# Bad Breeder Advice Needed



## Vizsla Baby (Nov 4, 2011)

I've been made aware of a Vizsla "breeder" in the Deep South USA who is putting 2 litters of Vizsla pups (17 total babies) in a dirt pit under a carport during the day while she is at work. It's been almost 100 degrees every day here in Middle Georgia for 2 weeks now, so its probably hotter there!!

The dirt pit was used by her relative who does car work over it (he stands in it to get to the underside of the cars). It probably has chemicals, etc in it too.

Am I the only one who thinks this is inhumane?

What in the world can be done about it (short of praying for these pups safety)? 

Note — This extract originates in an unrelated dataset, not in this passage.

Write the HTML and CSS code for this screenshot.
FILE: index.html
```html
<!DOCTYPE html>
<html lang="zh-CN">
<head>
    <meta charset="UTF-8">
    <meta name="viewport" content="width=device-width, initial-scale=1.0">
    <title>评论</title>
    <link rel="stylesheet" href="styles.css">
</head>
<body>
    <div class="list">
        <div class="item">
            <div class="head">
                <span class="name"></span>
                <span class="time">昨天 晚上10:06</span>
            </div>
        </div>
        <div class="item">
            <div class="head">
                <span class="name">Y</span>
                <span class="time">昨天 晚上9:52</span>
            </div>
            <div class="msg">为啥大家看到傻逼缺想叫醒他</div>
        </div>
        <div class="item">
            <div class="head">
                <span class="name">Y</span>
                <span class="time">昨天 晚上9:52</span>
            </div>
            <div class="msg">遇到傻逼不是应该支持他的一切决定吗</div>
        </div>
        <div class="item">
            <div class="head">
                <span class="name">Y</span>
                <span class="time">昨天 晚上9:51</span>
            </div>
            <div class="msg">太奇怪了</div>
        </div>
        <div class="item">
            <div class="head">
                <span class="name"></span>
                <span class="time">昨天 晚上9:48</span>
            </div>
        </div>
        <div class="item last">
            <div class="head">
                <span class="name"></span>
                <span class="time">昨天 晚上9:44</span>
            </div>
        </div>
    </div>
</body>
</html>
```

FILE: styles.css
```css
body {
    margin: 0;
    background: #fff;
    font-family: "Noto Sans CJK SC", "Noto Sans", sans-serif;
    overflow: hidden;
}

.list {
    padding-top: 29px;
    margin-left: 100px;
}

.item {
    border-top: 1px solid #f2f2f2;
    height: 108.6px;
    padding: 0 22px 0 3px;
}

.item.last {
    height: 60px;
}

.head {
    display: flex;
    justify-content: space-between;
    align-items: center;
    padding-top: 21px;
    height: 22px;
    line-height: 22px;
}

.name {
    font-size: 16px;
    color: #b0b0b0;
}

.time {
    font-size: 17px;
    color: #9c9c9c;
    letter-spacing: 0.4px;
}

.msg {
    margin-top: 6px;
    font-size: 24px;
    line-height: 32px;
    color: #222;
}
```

Also, she has registered one of the litters with the AKC.


----------



## lilyloo (Jun 20, 2012)

You could probably call the local animal control and ask them to come out and check up on the pups. If they feel that their life is in danger or the conditions are not healthy, they have the right to remove the pups.


----------



## MeandMy3 (Feb 27, 2013)

Yes - call animal control! How awful! I'm sure you want to rush over and grab all of those pups. I'm not sure contacting AKC will help as I don't think they control things like perhaps they should and the pups are pure bred, afterall. Just disgusting that the poor babies have to start their lives this way. It sounds like she is only concerned about the money, not the dogs. I would think that she would worry that this would kill a pup, cutting down on her profit. Yuck! Some people.


----------



## texasred (Jan 29, 2012)

It would depend on your state, and sometimes county laws as to if its legal.
Animal control could do a welfare check, and make a decision based on their findings.
While I would not want to use a breeder that keeps pups in a dirt pit, its not illegal for pups to be outside under normal circumstances. But yes weather can play a role, on if its safe for them to be outside.

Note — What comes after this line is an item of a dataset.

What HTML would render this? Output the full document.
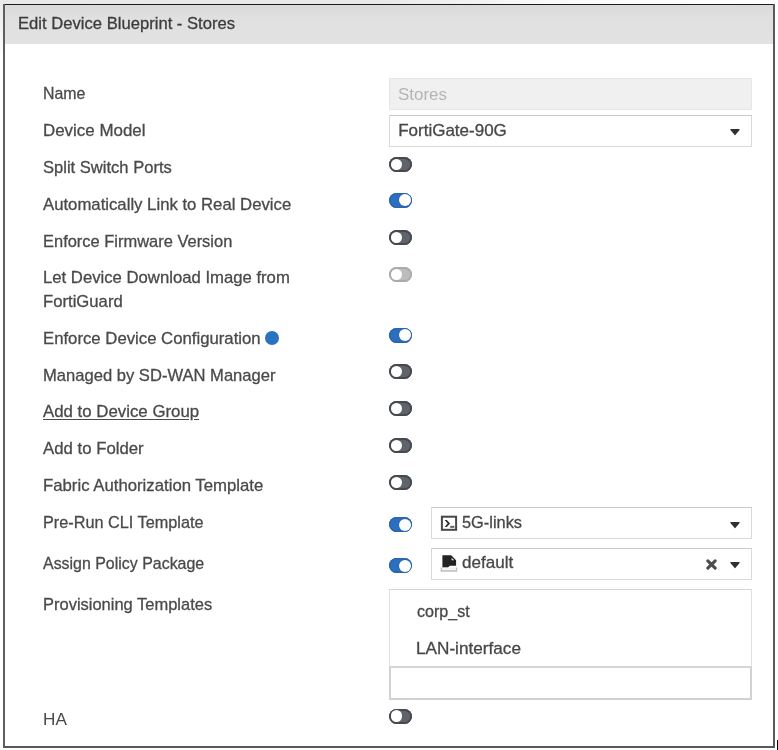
<!DOCTYPE html>
<html><head><meta charset="utf-8">
<style>
html,body{margin:0;padding:0;}
body{width:778px;height:750px;position:relative;overflow:hidden;background:#fff;font-family:"Liberation Sans",sans-serif;}
.t{position:absolute;white-space:nowrap;transform-origin:0 0;-webkit-text-stroke:0.3px currentColor;}
.topstrip{position:absolute;left:0;top:0;width:778px;height:4px;background:linear-gradient(90deg,#e8e8e8,#e9e9e9 380px,#f9f9f9 540px,#fff 778px);}
.leftstrip{position:absolute;left:0;top:0;width:3px;height:60px;background:linear-gradient(#e8e8e8,#f4f4f4 30px,#fff);}
.dlg{position:absolute;left:3px;top:4px;width:770px;height:742px;border:2px solid #2e2e2e;border-top-width:1.5px;box-sizing:content-box;}
.hdr{position:absolute;left:5px;top:5px;width:768px;height:39.3px;background:linear-gradient(#d9d9d9,#e0e0e0 35%,#e2e2e2);}
.inp{position:absolute;box-sizing:border-box;border:1px solid #d9d9d9;border-top-color:#c9c9c9;background:#fff;}
.tg{position:absolute;width:23px;height:15px;border-radius:7.5px;background:#5f636a;box-shadow:inset 0 0 0 1.9px #46494f;}
.tg i{position:absolute;left:1.9px;top:1.9px;width:11.2px;height:11.2px;border-radius:50%;background:#fff;}
.tg.on{background:#2b6fbe;box-shadow:inset 0 0 0 1.5px #2a66b0;}
.tg.on i{left:9.6px;top:1.5px;width:12px;height:12px;box-shadow:0 0 0 0.5px #2a63aa;}
.tg.dis{background:#bdbdbd;box-shadow:inset 0 0 0 1.9px #ababab;}
.arr{position:absolute;width:12px;height:9px;}
.mark{position:absolute;left:776.6px;top:740px;width:1.4px;height:10px;background:#000;}
</style></head><body>
<div id="wrap" style="position:absolute;left:0;top:0;width:778px;height:750px;filter:blur(0.4px)">
<div class="topstrip"></div>
<div class="leftstrip"></div>
<div class="hdr"></div>
<div style="position:absolute;left:3px;top:3.5px;width:772px;height:1.6px;background:#1c1c1c"></div>
<div style="position:absolute;left:3px;top:4px;width:2px;height:744px;background:#5e5e5e"></div>
<div style="position:absolute;left:773px;top:4px;width:2px;height:744px;background:#5a5a5a"></div>
<div style="position:absolute;left:3px;top:746px;width:772px;height:2px;background:#585858"></div>
<div class="inp" style="left:389px;top:78px;width:363px;height:32px;background:#f0f0f0;border-color:#e6e6e6"></div>
<div class="inp" style="left:389px;top:115px;width:363px;height:32px;"></div>
<svg class="arr" style="left:729px;top:128.0px" viewBox="0 0 12 9"><path d="M2 1.6 H10 L6 6.4 Z" fill="#303030" stroke="#303030" stroke-width="1.4" stroke-linejoin="round"/></svg>
<div class="inp" style="left:431px;top:507px;width:321px;height:32px;"></div>
<svg class="arr" style="left:729px;top:520.5px" viewBox="0 0 12 9"><path d="M2 1.6 H10 L6 6.4 Z" fill="#303030" stroke="#303030" stroke-width="1.4" stroke-linejoin="round"/></svg>
<div class="inp" style="left:431px;top:548px;width:321px;height:32px;"></div>
<svg class="arr" style="left:729px;top:561.0px" viewBox="0 0 12 9"><path d="M2 1.6 H10 L6 6.4 Z" fill="#303030" stroke="#303030" stroke-width="1.4" stroke-linejoin="round"/></svg>
<svg style="position:absolute;left:705px;top:558px" width="13" height="13" viewBox="0 0 13 13"><path d="M2.8 2.8 L10.2 10.2 M10.2 2.8 L2.8 10.2" stroke="#4e4e4e" stroke-width="3.1" stroke-linecap="round"/></svg>
<svg style="position:absolute;left:436px;top:510px" width="26" height="26" viewBox="0 0 26 26"><rect x="5.9" y="6.7" width="14.2" height="13.1" fill="#fff" stroke="#474747" stroke-width="2"/><path d="M8.6 9.9 H10.9 L14.1 13.4 L10.9 16.9 H8.6 L11.6 13.4 Z" fill="#333"/><rect x="14.2" y="15.8" width="4.2" height="2.1" fill="#666"/></svg>
<svg style="position:absolute;left:436px;top:550px" width="26" height="26" viewBox="0 0 26 26"><path d="M6.4 5.2 H15.2 L20.1 10.2 V15.8 H13.8 L12 17.4 H6.4 Z" fill="#232323"/><path d="M15.6 7.8 L18.2 10.2 H15.6 Z" fill="#eee"/><path d="M5.3 17.6 V21 H20.6 V17.6" fill="#f4f4f4" stroke="#bdbdbd" stroke-width="1.3"/></svg>
<div class="inp" style="left:389px;top:589px;width:363px;height:79px;border-color:#e0e0e0;border-top-color:#d6d6d6"></div>
<div style="position:absolute;left:389.4px;top:666px;width:362.6px;height:34.2px;box-sizing:border-box;border:2px solid #d2d2d2;border-top-color:#d6d6d6;background:#fff"></div>
<div style="position:absolute;left:264.6px;top:330.8px;width:14px;height:14px;border-radius:50%;background:#2a72c0"></div>
<div class="t" style="left:43.00px;top:85.31px;font-size:17.0px;line-height:17.0px;color:#4a4a4a;transform:scaleX(0.9333);">Name</div>
<div class="t" style="left:43.00px;top:122.31px;font-size:17.0px;line-height:17.0px;color:#4a4a4a;transform:scaleX(0.9951);">Device Model</div>
<div class="t" style="left:43.00px;top:159.31px;font-size:17.0px;line-height:17.0px;color:#4a4a4a;transform:scaleX(0.9735);">Split Switch Ports</div>
<div class="t" style="left:42.80px;top:196.01px;font-size:17.0px;line-height:17.0px;color:#4a4a4a;transform:scaleX(0.9839);">Automatically Link to Real Device</div>
<div class="t" style="left:42.70px;top:232.51px;font-size:17.0px;line-height:17.0px;color:#4a4a4a;transform:scaleX(0.9680);">Enforce Firmware Version</div>
<div class="t" style="left:43.00px;top:269.31px;font-size:17.0px;line-height:17.0px;color:#4a4a4a;transform:scaleX(0.9820);">Let Device Download Image from</div>
<div class="t" style="left:43.00px;top:293.01px;font-size:17.0px;line-height:17.0px;color:#4a4a4a;transform:scaleX(0.9812);">FortiGuard</div>
<div class="t" style="left:43.30px;top:329.51px;font-size:17.0px;line-height:17.0px;color:#4a4a4a;transform:scaleX(0.9841);">Enforce Device Configuration</div>
<div class="t" style="left:43.00px;top:366.71px;font-size:17.0px;line-height:17.0px;color:#4a4a4a;transform:scaleX(0.9752);">Managed by SD-WAN Manager</div>
<div class="t" style="left:42.80px;top:403.01px;font-size:17.0px;line-height:17.0px;color:#4a4a4a;transform:scaleX(0.9894);text-decoration:underline;text-underline-offset:2px;">Add to Device Group</div>
<div class="t" style="left:43.20px;top:440.31px;font-size:17.0px;line-height:17.0px;color:#4a4a4a;transform:scaleX(0.9864);">Add to Folder</div>
<div class="t" style="left:43.00px;top:477.31px;font-size:17.0px;line-height:17.0px;color:#4a4a4a;transform:scaleX(0.9852);">Fabric Authorization Template</div>
<div class="t" style="left:43.00px;top:514.01px;font-size:17.0px;line-height:17.0px;color:#4a4a4a;transform:scaleX(0.9559);">Pre-Run CLI Template</div>
<div class="t" style="left:43.00px;top:554.71px;font-size:17.0px;line-height:17.0px;color:#4a4a4a;transform:scaleX(0.9372);">Assign Policy Package</div>
<div class="t" style="left:43.00px;top:596.01px;font-size:17.0px;line-height:17.0px;color:#4a4a4a;transform:scaleX(0.9692);">Provisioning Templates</div>
<div class="t" style="left:42.60px;top:710.81px;font-size:17.0px;line-height:17.0px;color:#4a4a4a;transform:scaleX(1.0087);-webkit-text-stroke:0;">HA</div>
<div class="t" style="left:18.00px;top:15.01px;font-size:17.0px;line-height:17.0px;color:#3c3c3c;transform:scaleX(0.9775);">Edit Device Blueprint - Stores</div>
<div class="t" style="left:398.30px;top:86.21px;font-size:17.0px;line-height:17.0px;color:#b4b4b4;transform:scaleX(0.9958);-webkit-text-stroke:0;">Stores</div>
<div class="t" style="left:398.20px;top:121.51px;font-size:17.0px;line-height:17.0px;color:#474747;transform:scaleX(1.0000);">FortiGate-90G</div>
<div class="t" style="left:461.60px;top:513.61px;font-size:17.0px;line-height:17.0px;color:#474747;transform:scaleX(0.9629);">5G-links</div>
<div class="t" style="left:461.60px;top:554.11px;font-size:17.0px;line-height:17.0px;color:#474747;transform:scaleX(1.0033);">default</div>
<div class="t" style="left:417.00px;top:602.61px;font-size:17.0px;line-height:17.0px;color:#474747;transform:scaleX(0.9464);">corp_st</div>
<div class="t" style="left:416.00px;top:640.01px;font-size:17.0px;line-height:17.0px;color:#474747;transform:scaleX(1.0097);">LAN-interface</div>
<div class="tg" style="left:389px;top:157.0px"><i></i></div>
<div class="tg on" style="left:389px;top:192.7px"><i></i></div>
<div class="tg" style="left:389px;top:230.0px"><i></i></div>
<div class="tg dis" style="left:389px;top:266.8px"><i></i></div>
<div class="tg on" style="left:389px;top:327.5px"><i></i></div>
<div class="tg" style="left:389px;top:363.8px"><i></i></div>
<div class="tg" style="left:389px;top:401.0px"><i></i></div>
<div class="tg" style="left:389px;top:438.0px"><i></i></div>
<div class="tg" style="left:389px;top:475.0px"><i></i></div>
<div class="tg on" style="left:389px;top:517.2px"><i></i></div>
<div class="tg on" style="left:389px;top:558.1px"><i></i></div>
<div class="tg" style="left:389px;top:708.5px"><i></i></div>
<div class="mark"></div>
</div>
</body></html>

IMO I like to have facts before making judgment calls.
Right now someone told you this, but you have not seen it for yourself.
When I used to own horses I rescued a vey old skinny mare.
It didn't matter how many vet test, or how much I tried to put weight on her she only gained a couple hundred lbs. She was just going to live out her golden years with me, being pampered, and thin.
At least once a year someone would call animal control out to do a welfare check. They would look at her, my other horses, barns, and pastures. I would show them her vet records. They would thank me for taking her in, and then leave. Because of lessons learned in life, I just don't jump on bandwagons without lots of facts.


----------



## MilesMom (Jun 21, 2012)

I hate hearing this. We have a local "breeder" whose slogan is "Help me pay for college" and she produces a few litters at the same time. She had 20 puppies this spring at her house. No hip certificates, parents are not within breed standard. It's so obnoxious. How a college student can watch 20 puppies is a mystery to me.


----------



## Vizsla Baby (Nov 4, 2011)

Person who told me about it has called Animal Services. Probably not even worth her time, but maybe they will actually do the right thing and intervene on behalf of the pups.


----------



## MeandMy3 (Feb 27, 2013)

Oh - glad someone did something about it. Hopefully the authorities will respond quickly.


----------



## einspänner (Sep 8, 2012)

Keep us updated if you hear anything!


----------